I have been aware of Hotline Miami on the periphery. I never tried my hand at it because the graphics of the screen shots turned me off, on the face off it an 8-bit mess, as well it being a top down shooter, not one of my favourite genres. What also steered me away from it was its connection to ‘Drive’ a film which I thoroughly disliked, ultra-cool, ultra-violent but empty, no soul, nothing beyond shocking and visceral, absurdly devoid of motivation. I have nothing against gore, if anything I am a fan, some of my favourite films employ it to great effect (such as Videodrome and Visitor Q ) but always in a context which illustrate and confront the sordid components of life rather than just red paint to be flopped around carelessly in a desperate attempt to seem dangerously careening over the edge of the publicly acceptable while masking the mundane. So I was pleasantly surprised when I found a well-crafted and surprisingly holistic game.

hotline go to car

Yes it is ultra-violent, yes its soundtrack is phycho electro 80’s cool, yes its gameplay rewards murderous creativity of the Saw kind but it’s also interesting. In the tradition of games like Manhunt and Bully it defends its existence by employing the much maligned argument that through being violent and having people participate in that violence it can somehow have us engage with the horrible substance of it and make us think. The counter argument which has been made well by Rami, is that it is honest about that violence. The game makes no effort to make our protagonist seem like a hero, he simply gets phone calls and murders lots of people, some of whom beg us to spare their lives, some of whom seem innocent. There is no overarching morality, you are, it is implied, simply a hitman working for criminals killing other criminals. As you go on this journey you become increasingly disjointed from reality eventually seeing dead people, having recurring meetings with clerks in different stores who all seem the same person and having mysterious meetings in a unknown location with people in animal masks. It draws from a rich tapestry of films, certainly Twin Peaks comes to mind, with its meetings in the mysterious lodge inhabited by spirits or gods with unknown motivations who speak in riddles. But perhaps more importantly, Lost Highway and by extension Cache / Hidden come to mind as the game comes to a close. We find out where the mysterious phone calls come from poorly motivated bad guys whose only intent is to make us kill and cares not whether they themselves live or die. Like in Lost Highway and Cache these imagined villains are a stand in for the creators of the medium itself, in this case the games creator who simply admits they are pushing us to engage with this directly, as the game literally asks us:

hotline do you like hurting people

So the question is do we really want to celebrate this sordid violent sickening kind of art. I think the answers is yes, because regardless of the existence of this game most of us are obsessed with violence, violence in literature, violence in painting, violence in movie, violence in newspapers, violence in our street. It is the kind of point, as others have also mentioned, Funny Games also makes, and while we obsess about violence we often placate it, get bored of it and want to see new and cool ingenuity in the art of killing. Drowning in this sea of violence for personal pleasure, any kind of mirror however flawed, as Hotline Miami is far from the most eloquent, well considered or progressive expression of this, is in my view worthwhile.

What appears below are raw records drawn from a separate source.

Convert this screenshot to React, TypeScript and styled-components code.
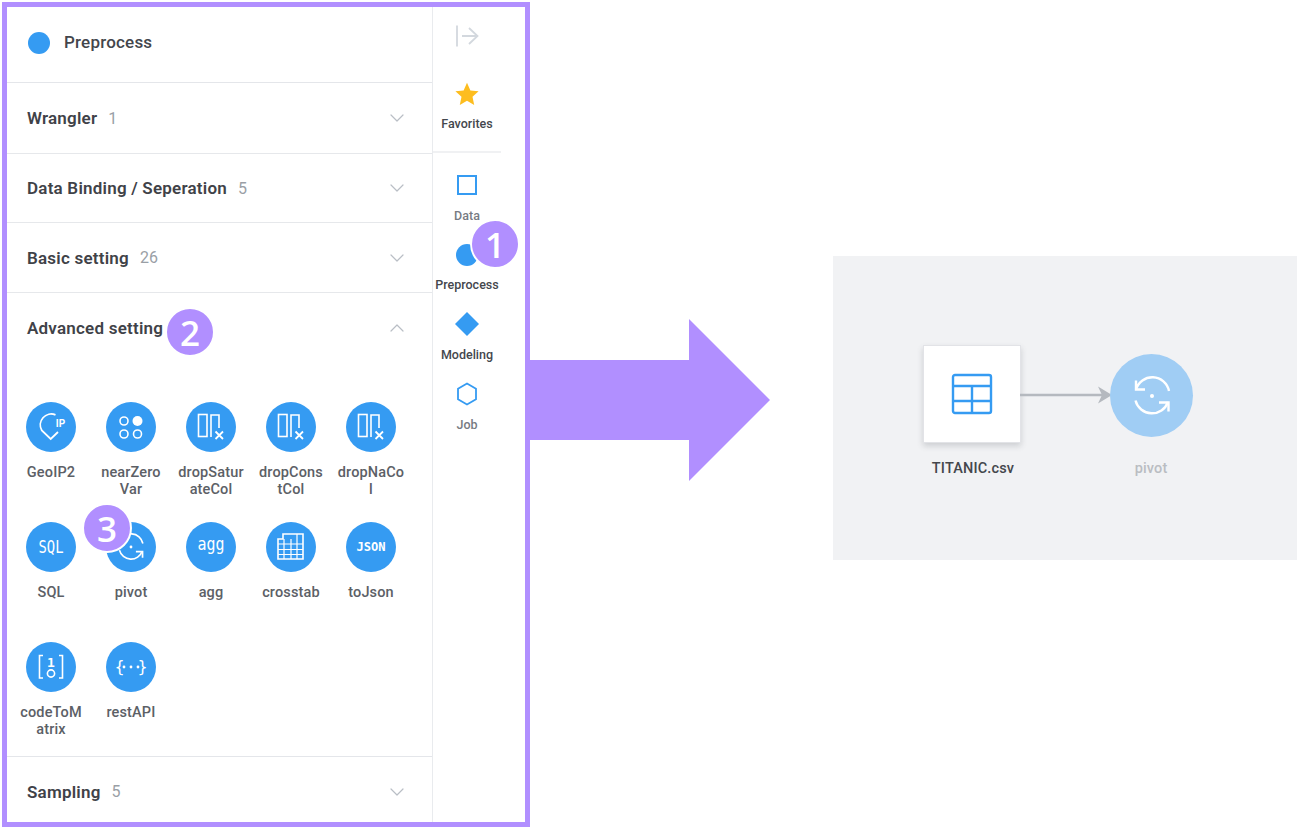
import React from "react";
import styled, { createGlobalStyle } from "styled-components";
import { ChevronDown, ChevronUp } from "lucide-react";

const PURPLE = "#b18fff";
const BLUE = "#359bf2";

const Global = createGlobalStyle`
  html, body { margin: 0; padding: 0; background: #fff; }
  body { font-family: Roboto, "Liberation Sans", sans-serif; overflow: hidden; }
  * { box-sizing: border-box; }
`;

const Stage = styled.div`
  width: 1311px;
  height: 828px;
  padding: 2px 0 0 2px;
  display: flex;
  align-items: flex-start;
`;

const Frame = styled.section`
  position: relative;
  width: 528px;
  height: 825px;
  border: 5px solid ${PURPLE};
  display: flex;
  overflow: hidden;
  background: #fff;
`;

const Panel = styled.div`
  width: 426px;
  height: 100%;
  border-right: 1px solid #e9ebee;
  overflow: hidden;
  display: flex;
  flex-direction: column;
  flex: none;
`;

const PanelHead = styled.header`
  height: 76px;
  flex: none;
  display: flex;
  align-items: center;
  gap: 14px;
  padding: 0 0 6px 21px;
  border-bottom: 1px solid #e4e6ea;
`;

const HeadDot = styled.span`
  width: 22px;
  height: 22px;
  margin-top: 2px;
  border-radius: 50%;
  background: ${BLUE};
`;

const HeadTitle = styled.h1`
  margin: 0;
  font-size: 17px;
  letter-spacing: 0.2px;
  font-weight: 500;
  color: #43464c;
`;

const Row = styled.div<{ $h: number }>`
  height: ${(p) => p.$h}px;
  flex: none;
  display: flex;
  align-items: center;
  padding: 0 23px 0 20px;
  border-bottom: 1px solid #e6e8eb;
`;

const OpenRow = styled(Row)`
  border-bottom: none;
`;

const RowTitle = styled.span`
  font-size: 17px;
  letter-spacing: 0.22px;
  font-weight: 600;
  color: #3f4248;
`;

const RowCount = styled.span`
  margin-left: 11px;
  font-size: 16px;
  color: #9a9fa6;
  flex: 1;
`;

const Grid = styled.div`
  flex: none;
  height: 394px;
  padding: 39px 0 0 4px;
  display: grid;
  grid-template-columns: repeat(5, 80px);
  grid-template-rows: 120px 120px 115px;
  border-bottom: 1px solid #e4e6ea;
`;

const Tool = styled.div`
  display: flex;
  flex-direction: column;
  align-items: center;
`;

const ToolDisc = styled.div`
  width: 50px;
  height: 50px;
  border-radius: 50%;
  background: ${BLUE};
`;

const ToolName = styled.div`
  margin-top: 12px;
  width: 78px;
  font-size: 14.5px;
  letter-spacing: 0.15px;
  line-height: 17px;
  font-weight: 500;
  color: #5c6066;
  text-align: center;
  white-space: pre-line;
`;

const Rail = styled.nav`
  flex: 1;
  display: flex;
  flex-direction: column;
`;

const RailTop = styled.div`
  width: 68px;
  height: 146px;
  flex: none;
  display: flex;
  flex-direction: column;
  align-items: center;
  padding-top: 17px;
  border-bottom: 2px solid #f0f1f3;
`;

const RailItem = styled.div`
  width: 68px;
  height: 69.7px;
  flex: none;
  display: flex;
  flex-direction: column;
  align-items: center;
  padding-top: 20px;
`;

const RailIcon = styled.div`
  width: 24px;
  height: 24px;
  flex: none;
  display: flex;
  align-items: center;
  justify-content: center;
`;

const RailLabel = styled.span<{ $active?: boolean }>`
  margin-top: 11.5px;
  line-height: 14px;
  font-size: 12.5px;
  font-weight: 500;
  white-space: nowrap;
  color: ${(p) => (p.$active ? "#44474d" : "#777b82")};
`;

const FavLabel = styled(RailLabel)`
  margin-top: 11px;
`;

const Collapse = styled.div`
  height: 24px;
  margin-bottom: 34px;
`;

const Badge = styled.span<{ $x: number; $y: number }>`
  position: absolute;
  left: ${(p) => p.$x}px;
  top: ${(p) => p.$y}px;
  width: 50px;
  height: 50px;
  border-radius: 50%;
  border: 2px solid #fff;
  background: ${PURPLE};
  color: #fff;
  font-family: "Open Sans", "Noto Sans", sans-serif;
  font-size: 35px;
  line-height: 1;
  font-weight: 600;
  display: flex;
  align-items: center;
  justify-content: center;
`;

const BigArrow = styled.svg`
  width: 243px;
  height: 162px;
  margin: 317px 0 0 -3px;
  flex: none;
  display: block;
`;

const Canvas = styled.section`
  position: relative;
  margin: 254px 0 0 63px;
  width: 464px;
  height: 304px;
  background: #f1f2f4;
  flex: none;
`;

const DataNode = styled.div`
  position: absolute;
  left: 90px;
  top: 89px;
  width: 98px;
  height: 98px;
  background: #fff;
  border: 1px solid #e2e3e7;
  box-shadow: 0 3px 6px rgba(60, 65, 75, 0.2);
  display: flex;
  align-items: center;
  justify-content: center;
`;

const PivotNode = styled.div`
  position: absolute;
  left: 277px;
  top: 98px;
  width: 83px;
  height: 83px;
  border-radius: 50%;
  background: #a0cdf4;
  display: flex;
  align-items: center;
  justify-content: center;
`;

const Link = styled.svg`
  position: absolute;
  left: 187px;
  top: 130px;
  width: 92px;
  height: 18px;
`;

const NodeLabel = styled.span<{ $x: number; $faded?: boolean }>`
  position: absolute;
  left: ${(p) => p.$x}px;
  top: 204px;
  width: 120px;
  margin-left: -60px;
  text-align: center;
  font-size: 14.5px;
  letter-spacing: 0.15px;
  line-height: 17px;
  font-weight: 500;
  color: ${(p) => (p.$faded ? "#babdc2" : "#44474c")};
`;

const PivotGlyph = ({ size }: { size: number }) => (
  <svg width={size} height={size} viewBox="0 0 40 40" fill="none" stroke="#fff" strokeWidth="2.4">
    <path d="M4 13.5A17 17 0 0 1 37 15" />
    <path d="M4 4.5V13.5H13" />
    <path d="M3.5 24.5A17 17 0 0 0 36 26" />
    <path d="M36.5 35.5V26.5H27" />
    <circle cx="20" cy="20" r="2" fill="#fff" stroke="none" />
  </svg>
);

const line = { fill: "none", stroke: "#fff", strokeWidth: 1.6 } as const;
const mono = { fill: "#fff", textAnchor: "middle", fontFamily: '"DejaVu Sans Mono", monospace' } as const;

const Drop = () => (
  <g {...line}>
    <rect x="12.5" y="12.5" width="8.5" height="22" />
    <path d="M25 35V13H33V26" />
    <path d="M29.5 29.5L37 37M37 29.5L29.5 37" strokeWidth="1.8" />
  </g>
);

const glyphs: Record<string, React.ReactNode> = {
  geo: (
    <>
      <path {...line} strokeWidth={1.8} d="M29.5 12.8A11 11 0 0 0 15.8 28.5L24.7 37L32 30" />
      <text fill="#fff" textAnchor="middle" fontFamily="Roboto, sans-serif" fontWeight={700} x="34.5" y="25" fontSize="10">IP</text>
    </>
  ),
  near: (
    <>
      <circle {...line} cx="18" cy="19" r="4" />
      <circle cx="31.5" cy="19" r="5" fill="#fff" />
      <circle {...line} cx="18" cy="32" r="4" />
      <circle {...line} cx="31.5" cy="32" r="4" />
    </>
  ),
  drop: <Drop />,
  sql: <text {...mono} x="25" y="31" fontSize="17" textLength="25" lengthAdjust="spacingAndGlyphs">SQL</text>,
  pivot: (
    <g transform="translate(11 11)">
      <PivotGlyph size={28} />
    </g>
  ),
  agg: <text {...mono} x="25" y="28" fontSize="18" textLength="27" lengthAdjust="spacingAndGlyphs">agg</text>,
  cross: (
    <g {...line}>
      <path d="M17 12H37V37H12V17H17Z" />
      <path d="M12 22H37M12 27.5H37M12 32.5H37M18 17V37M25 17V37M31 12V37" strokeWidth="1.2" />
    </g>
  ),
  json: <text {...mono} x="25" y="29" fontSize="11.5" fontWeight={700} textLength="29" lengthAdjust="spacingAndGlyphs">JSON</text>,
  code: (
    <>
      <path {...line} d="M17 13.5H13.5V36H17M33 13.5H36.5V36H33" />
      <text {...mono} x="25" y="24.5" fontSize="13" fontWeight={700}>1</text>
      <circle {...line} cx="25" cy="31.5" r="3.6" />
    </>
  ),
  rest: (
    <>
      <text {...mono} x="13.5" y="30" fontSize="16">{"{"}</text>
      <text {...mono} x="36.5" y="30" fontSize="16">{"}"}</text>
      <circle cx="18" cy="25" r="1.4" fill="#fff" />
      <circle cx="25" cy="25" r="1.4" fill="#fff" />
      <circle cx="32" cy="25" r="1.4" fill="#fff" />
    </>
  ),
};

const tools = [
  ["GeoIP2", "geo"],
  ["nearZero\nVar", "near"],
  ["dropSatur\nateCol", "drop"],
  ["dropCons\ntCol", "drop"],
  ["dropNaCo\nl", "drop"],
  ["SQL", "sql"],
  ["pivot", "pivot"],
  ["agg", "agg"],
  ["crosstab", "cross"],
  ["toJson", "json"],
  ["codeToM\natrix", "code"],
  ["restAPI", "rest"],
];

const Chevron = () => <ChevronDown size={24} color="#b9bec5" strokeWidth={1.2} />;

export default function App() {
  return (
    <Stage>
      <Global />
      <Frame>
        <Panel>
          <PanelHead>
            <HeadDot />
            <HeadTitle>Preprocess</HeadTitle>
          </PanelHead>
          <Row $h={71}>
            <RowTitle>Wrangler</RowTitle>
            <RowCount>1</RowCount>
            <Chevron />
          </Row>
          <Row $h={69}>
            <RowTitle>Data Binding / Seperation</RowTitle>
            <RowCount>5</RowCount>
            <Chevron />
          </Row>
          <Row $h={70}>
            <RowTitle>Basic setting</RowTitle>
            <RowCount>26</RowCount>
            <Chevron />
          </Row>
          <OpenRow $h={70}>
            <RowTitle>Advanced setting</RowTitle>
            <RowCount />
            <ChevronUp size={24} color="#b9bec5" strokeWidth={1.2} />
          </OpenRow>
          <Grid>
            {tools.map(([name, glyph]) => (
              <Tool key={name}>
                <ToolDisc>
                  <svg width="50" height="50" viewBox="0 0 50 50">
                    {glyphs[glyph]}
                  </svg>
                </ToolDisc>
                <ToolName>{name}</ToolName>
              </Tool>
            ))}
          </Grid>
          <Row $h={70}>
            <RowTitle>Sampling</RowTitle>
            <RowCount>5</RowCount>
            <Chevron />
          </Row>
        </Panel>
        <Rail>
          <RailTop>
            <Collapse>
              <svg width="24" height="24" viewBox="0 0 24 24" fill="none" stroke="#d3d8de" strokeWidth="1.8">
                <path d="M2 1.5V22.5M7 12H22.5M14 4L22.5 12L14 20" />
              </svg>
            </Collapse>
            <RailIcon>
              <svg width="24" height="24" viewBox="0 0 24 24">
                <path fill="#fdbd1f" d="M12 .8l3.4 7.6 8.2.9-6.1 5.5 1.7 8.1L12 18.8l-7.2 4.1 1.7-8.1L.4 9.3l8.2-.9z" />
              </svg>
            </RailIcon>
            <FavLabel $active>Favorites</FavLabel>
          </RailTop>
          <RailItem>
            <RailIcon>
              <svg width="20" height="20" viewBox="0 0 20 20">
                <rect x="1" y="1" width="18" height="18" fill="none" stroke={BLUE} strokeWidth="2" />
              </svg>
            </RailIcon>
            <RailLabel>Data</RailLabel>
          </RailItem>
          <RailItem>
            <RailIcon>
              <svg width="22" height="22" viewBox="0 0 22 22">
                <circle cx="11" cy="11" r="11" fill={BLUE} />
              </svg>
            </RailIcon>
            <RailLabel $active>Preprocess</RailLabel>
          </RailItem>
          <RailItem>
            <RailIcon>
              <svg width="24" height="24" viewBox="0 0 24 24">
                <path fill={BLUE} d="M12 0L24 12L12 24L0 12Z" />
              </svg>
            </RailIcon>
            <RailLabel $active>Modeling</RailLabel>
          </RailItem>
          <RailItem>
            <RailIcon>
              <svg width="22" height="24" viewBox="0 0 22 24">
                <path fill="none" stroke={BLUE} strokeWidth="1.8" d="M11 1.5L20 6.7V17.3L11 22.5L2 17.3V6.7Z" />
              </svg>
            </RailIcon>
            <RailLabel>Job</RailLabel>
          </RailItem>
        </Rail>
        <Badge $x={463} $y={212}>1</Badge>
        <Badge $x={158} $y={300}>2</Badge>
        <Badge $x={75} $y={496}>3</Badge>
      </Frame>
      <BigArrow viewBox="0 0 243 162">
        <path fill={PURPLE} d="M0 41H162V0L243 81L162 162V121H0Z" />
      </BigArrow>
      <Canvas>
        <DataNode>
          <svg width="42" height="42" viewBox="0 0 42 42" fill="none" stroke={BLUE} strokeWidth="2.4">
            <rect x="2" y="2" width="38" height="38" rx="2" />
            <path d="M2 13H40M2 28H40M21 13V40" />
          </svg>
        </DataNode>
        <Link viewBox="0 0 92 18">
          <path d="M0 9H82" stroke="#b5b9bf" strokeWidth="2.6" />
          <path d="M78 .5L92 9L78 17.5L82 9Z" fill="#b5b9bf" />
        </Link>
        <PivotNode>
          <PivotGlyph size={40} />
        </PivotNode>
        <NodeLabel $x={140}>TITANIC.csv</NodeLabel>
        <NodeLabel $x={318} $faded>pivot</NodeLabel>
      </Canvas>
    </Stage>
  );
}
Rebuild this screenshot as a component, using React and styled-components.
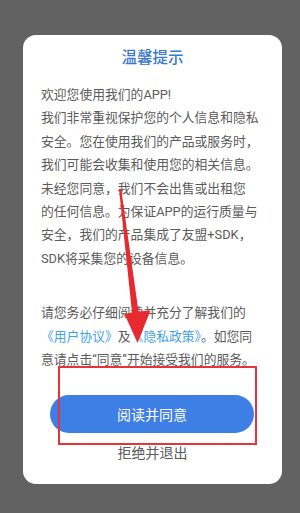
import React from 'react'
import styled, { createGlobalStyle } from 'styled-components'

const GlobalStyle = createGlobalStyle`
    html, body {
        margin: 0;
        padding: 0;
        background: #626262;
    }
    * {
        box-sizing: border-box;
    }
`

const firstPara = [
    '欢迎您使用我们的APP!',
    '我们非常重视保护您的个人信息和隐私',
    '安全。您在使用我们的产品或服务时，',
    '我们可能会收集和使用您的相关信息。',
    '未经您同意，我们不会出售或出租您',
    '的任何信息。为保证APP的运行质量与',
    '安全，我们的产品集成了友盟+SDK，',
    'SDK将采集您的设备信息。',
]

const App = () => {
    return (
        <Screen>
            <GlobalStyle />
            <Card>
                <Title>温馨提示</Title>
                <Para>
                    {firstPara.map((line, i) => (
                        <Line key={i}>{line}</Line>
                    ))}
                </Para>
                <Para gap={31}>
                    <Line>请您务必仔细阅读并充分了解我们的</Line>
                    <Line>
                        <Link>《用户协议》</Link>及<Link>《隐私政策》</Link>。如您同
                    </Line>
                    <Line>意请点击“同意”开始接受我们的服务。</Line>
                </Para>
                <AgreeButton>阅读并同意</AgreeButton>
                <RefuseButton>拒绝并退出</RefuseButton>
            </Card>
            <Highlight />
            <ArrowMark viewBox="0 0 300 513" width="300" height="513">
                <polygon
                    points="119,189 121.2,189 138.5,311.5 150.5,310.5 137.5,343 124.5,314 132,312.5"
                    fill="#e62a2f"
                />
            </ArrowMark>
        </Screen>
    )
}

const Screen = styled.div`
    position: relative;
    width: 300px;
    height: 513px;
    padding-top: 35px;
    background: #626262;
    font-family: Roboto, "Noto Sans CJK SC", sans-serif;
    overflow: hidden;
`

const Card = styled.div`
    width: 259px;
    margin-left: 23px;
    background: #ffffff;
    border-radius: 13px;
    padding: 12px 18px 21px;
    display: flex;
    flex-direction: column;
`

const Title = styled.div`
    text-align: center;
    font-size: 15.5px;
    line-height: 22px;
    font-weight: 500;
    color: #3b78d5;
    margin-bottom: 14px;
`

const Para = styled.div`
    margin-top: ${props => props.gap || 0}px;
    font-size: 12.8px;
    line-height: 23.4px;
    color: #5b5b5b;
`

const Line = styled.div`
    white-space: nowrap;
`

const Link = styled.span`
    color: #3fa2ea;
`

const AgreeButton = styled.button`
    margin: 24px 10px 0 9px;
    height: 38px;
    border: none;
    border-radius: 19px;
    background: #3d7fe4;
    color: #ffffff;
    font-family: inherit;
    font-size: 14px;
    cursor: pointer;
`

const RefuseButton = styled.button`
    margin-top: 10px;
    height: 20px;
    padding: 0;
    border: none;
    background: transparent;
    color: #5a5a5a;
    font-family: inherit;
    font-size: 14px;
    line-height: 20px;
    cursor: pointer;
`

const Highlight = styled.div`
    position: absolute;
    left: 58px;
    top: 366px;
    width: 199px;
    height: 79px;
    border: 2px solid #e5343a;
    pointer-events: none;
`

const ArrowMark = styled.svg`
    position: absolute;
    left: 0;
    top: 0;
    pointer-events: none;
`

export default App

Even though we may cynically lay it to a side as we gladly participate in its sordid murder schemes and plots and discard self-reflection induced by moments such as pictured above, as many players, commentators and even the creators themselves bask in its minutely detailed violence, it is a ripple that may mean something small or big to some of us. In this it is infinitely to be preferred to any number of games that link violence to some morally skewed sense of militaristic nationalism or the suave and cool of a bloodless James Bond murder who kills people and gets to drink a shaken Martini with the intensely publicly fetishized pretty blonde accessory, the bond girl afterwards. This comment under Devin’s critical article linked to above, summarises it nicely.


Murderers are not nice people and maybe not all games about killing others have to present this as the activity of sane people with desirable heroic lives.